** Begin INFORMATION SHOWN **
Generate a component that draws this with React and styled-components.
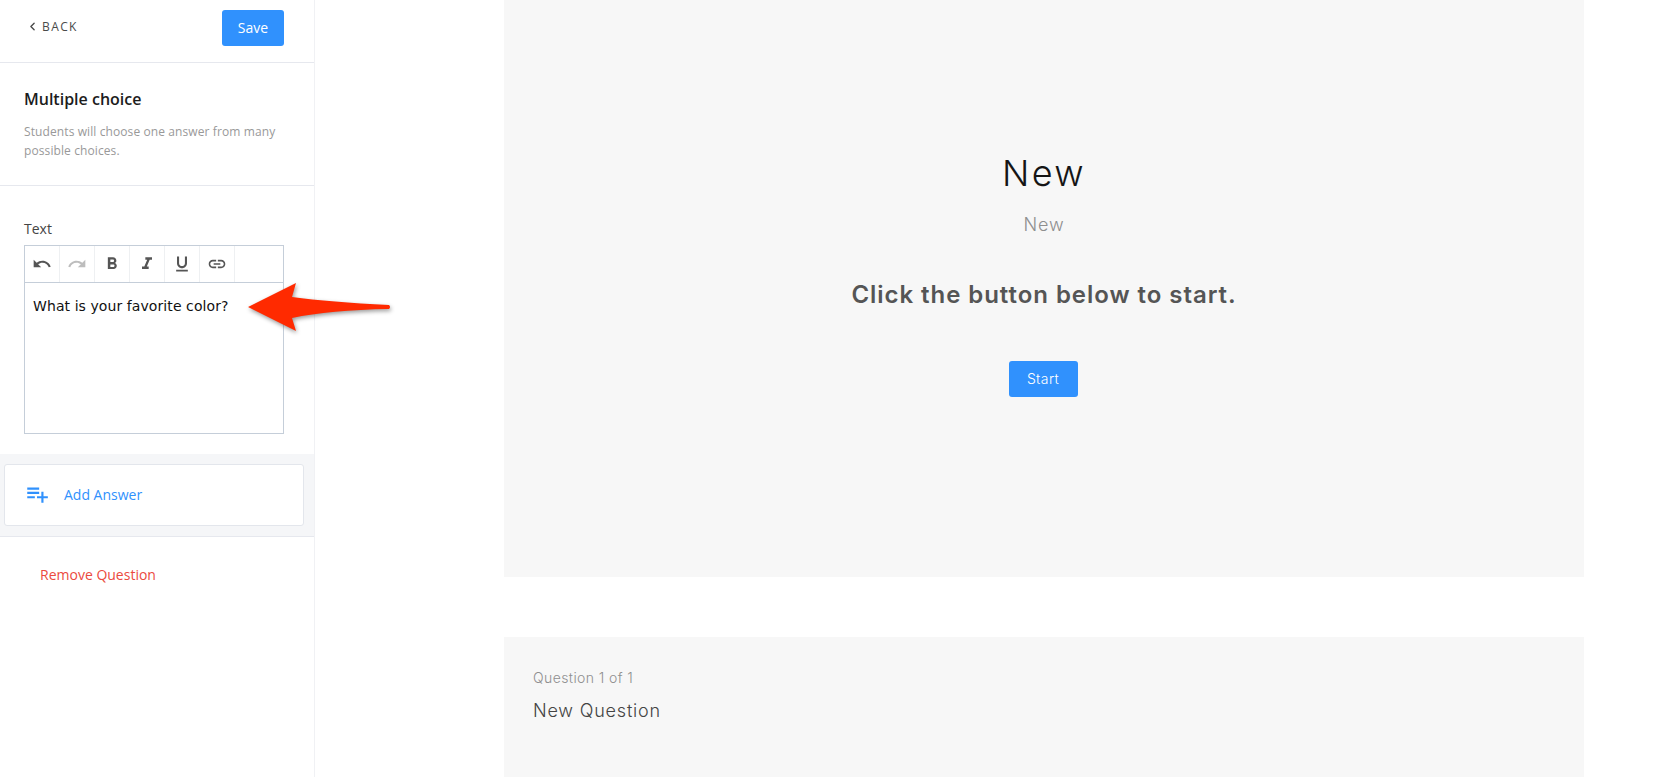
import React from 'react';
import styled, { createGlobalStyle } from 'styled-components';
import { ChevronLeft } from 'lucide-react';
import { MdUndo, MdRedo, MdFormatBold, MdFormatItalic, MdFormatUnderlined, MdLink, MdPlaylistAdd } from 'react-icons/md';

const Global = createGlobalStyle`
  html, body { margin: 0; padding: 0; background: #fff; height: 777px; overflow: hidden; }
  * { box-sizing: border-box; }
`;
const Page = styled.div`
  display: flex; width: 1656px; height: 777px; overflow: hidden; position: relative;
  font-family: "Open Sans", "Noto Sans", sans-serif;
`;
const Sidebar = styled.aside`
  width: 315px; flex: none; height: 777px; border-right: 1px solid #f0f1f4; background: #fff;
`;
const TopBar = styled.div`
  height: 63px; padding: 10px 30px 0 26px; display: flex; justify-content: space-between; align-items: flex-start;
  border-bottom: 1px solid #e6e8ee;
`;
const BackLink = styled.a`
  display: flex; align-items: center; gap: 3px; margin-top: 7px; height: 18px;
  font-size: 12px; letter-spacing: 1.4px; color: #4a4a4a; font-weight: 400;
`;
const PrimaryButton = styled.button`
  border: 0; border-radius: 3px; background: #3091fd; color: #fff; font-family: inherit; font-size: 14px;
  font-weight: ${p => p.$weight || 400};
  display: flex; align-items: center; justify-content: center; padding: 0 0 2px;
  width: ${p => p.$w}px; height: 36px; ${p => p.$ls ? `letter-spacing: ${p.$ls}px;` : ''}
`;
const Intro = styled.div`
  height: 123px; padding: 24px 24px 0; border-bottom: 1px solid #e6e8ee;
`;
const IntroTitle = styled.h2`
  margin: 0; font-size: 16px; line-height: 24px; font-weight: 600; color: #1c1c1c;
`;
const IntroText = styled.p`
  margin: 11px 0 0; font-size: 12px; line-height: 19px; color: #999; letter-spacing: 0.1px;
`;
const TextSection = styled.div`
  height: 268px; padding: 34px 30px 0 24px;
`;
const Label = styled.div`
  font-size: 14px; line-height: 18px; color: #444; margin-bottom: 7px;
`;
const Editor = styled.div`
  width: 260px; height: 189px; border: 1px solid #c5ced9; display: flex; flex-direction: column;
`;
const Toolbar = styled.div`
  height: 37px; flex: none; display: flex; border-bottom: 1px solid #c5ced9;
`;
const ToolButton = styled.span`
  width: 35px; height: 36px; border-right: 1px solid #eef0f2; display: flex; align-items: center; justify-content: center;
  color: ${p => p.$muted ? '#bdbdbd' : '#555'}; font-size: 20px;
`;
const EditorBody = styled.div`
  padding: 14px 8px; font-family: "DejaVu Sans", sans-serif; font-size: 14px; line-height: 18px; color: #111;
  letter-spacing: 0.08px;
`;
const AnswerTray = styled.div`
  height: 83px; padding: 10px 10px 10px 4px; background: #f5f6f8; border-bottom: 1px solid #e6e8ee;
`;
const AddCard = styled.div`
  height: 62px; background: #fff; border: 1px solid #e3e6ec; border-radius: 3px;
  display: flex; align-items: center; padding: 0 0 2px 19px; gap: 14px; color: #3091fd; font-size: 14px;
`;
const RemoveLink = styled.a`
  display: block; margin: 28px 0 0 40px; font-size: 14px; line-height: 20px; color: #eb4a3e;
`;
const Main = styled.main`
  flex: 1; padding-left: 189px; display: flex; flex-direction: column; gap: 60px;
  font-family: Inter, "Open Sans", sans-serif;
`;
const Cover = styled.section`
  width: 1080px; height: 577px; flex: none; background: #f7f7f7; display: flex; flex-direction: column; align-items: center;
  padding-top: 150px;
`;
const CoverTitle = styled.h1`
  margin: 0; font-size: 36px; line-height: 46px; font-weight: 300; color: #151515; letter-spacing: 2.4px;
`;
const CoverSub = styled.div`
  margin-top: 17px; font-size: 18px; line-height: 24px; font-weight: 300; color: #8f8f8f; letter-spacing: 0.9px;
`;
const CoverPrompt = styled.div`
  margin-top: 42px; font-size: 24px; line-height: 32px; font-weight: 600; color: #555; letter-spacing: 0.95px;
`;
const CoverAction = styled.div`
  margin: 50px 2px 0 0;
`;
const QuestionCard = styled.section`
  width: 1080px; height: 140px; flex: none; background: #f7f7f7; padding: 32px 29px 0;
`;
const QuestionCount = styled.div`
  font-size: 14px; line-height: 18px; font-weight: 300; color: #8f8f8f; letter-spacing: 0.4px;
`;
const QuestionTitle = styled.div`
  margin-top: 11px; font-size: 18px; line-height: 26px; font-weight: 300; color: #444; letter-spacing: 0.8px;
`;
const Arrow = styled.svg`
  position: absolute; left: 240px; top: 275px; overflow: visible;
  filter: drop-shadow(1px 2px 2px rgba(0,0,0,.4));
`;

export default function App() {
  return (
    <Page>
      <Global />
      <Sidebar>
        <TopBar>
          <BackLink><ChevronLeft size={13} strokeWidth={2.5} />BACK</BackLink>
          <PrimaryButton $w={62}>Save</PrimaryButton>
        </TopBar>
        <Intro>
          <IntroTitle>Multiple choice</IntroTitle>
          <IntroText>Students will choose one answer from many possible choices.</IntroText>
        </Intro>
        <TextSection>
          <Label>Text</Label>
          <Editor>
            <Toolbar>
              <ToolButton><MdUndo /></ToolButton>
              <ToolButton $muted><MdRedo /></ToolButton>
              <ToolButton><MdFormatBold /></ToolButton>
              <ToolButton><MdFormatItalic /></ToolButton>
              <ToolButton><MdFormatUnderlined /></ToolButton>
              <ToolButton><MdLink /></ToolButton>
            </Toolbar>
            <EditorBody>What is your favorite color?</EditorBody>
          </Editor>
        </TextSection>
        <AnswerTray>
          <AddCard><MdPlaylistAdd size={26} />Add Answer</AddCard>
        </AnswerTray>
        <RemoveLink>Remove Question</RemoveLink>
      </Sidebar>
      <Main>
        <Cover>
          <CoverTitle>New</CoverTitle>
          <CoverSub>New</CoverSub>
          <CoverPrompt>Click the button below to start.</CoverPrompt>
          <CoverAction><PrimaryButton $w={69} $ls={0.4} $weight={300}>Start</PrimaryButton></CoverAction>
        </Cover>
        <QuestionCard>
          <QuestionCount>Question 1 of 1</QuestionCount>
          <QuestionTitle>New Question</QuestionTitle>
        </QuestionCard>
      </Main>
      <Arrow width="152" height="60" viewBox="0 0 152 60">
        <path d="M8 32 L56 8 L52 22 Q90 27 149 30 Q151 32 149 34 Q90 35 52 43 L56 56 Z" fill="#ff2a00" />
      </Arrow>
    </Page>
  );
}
** End INFORMATION SHOWN **
**WHAT YOU HAVE TO DO:** Give again, exactly, the lines from the start of the data through the one holding "MdFormatUnderlined, MdLink, MdPlaylistAdd"; omit the pictures.

**EXERCISE RESULT:**
Generate a component that draws this with React and styled-components.
import React from 'react';
import styled, { createGlobalStyle } from 'styled-components';
import { ChevronLeft } from 'lucide-react';
import { MdUndo, MdRedo, MdFormatBold, MdFormatItalic, MdFormatUnderlined, MdLink, MdPlaylistAdd } from 'react-icons/md';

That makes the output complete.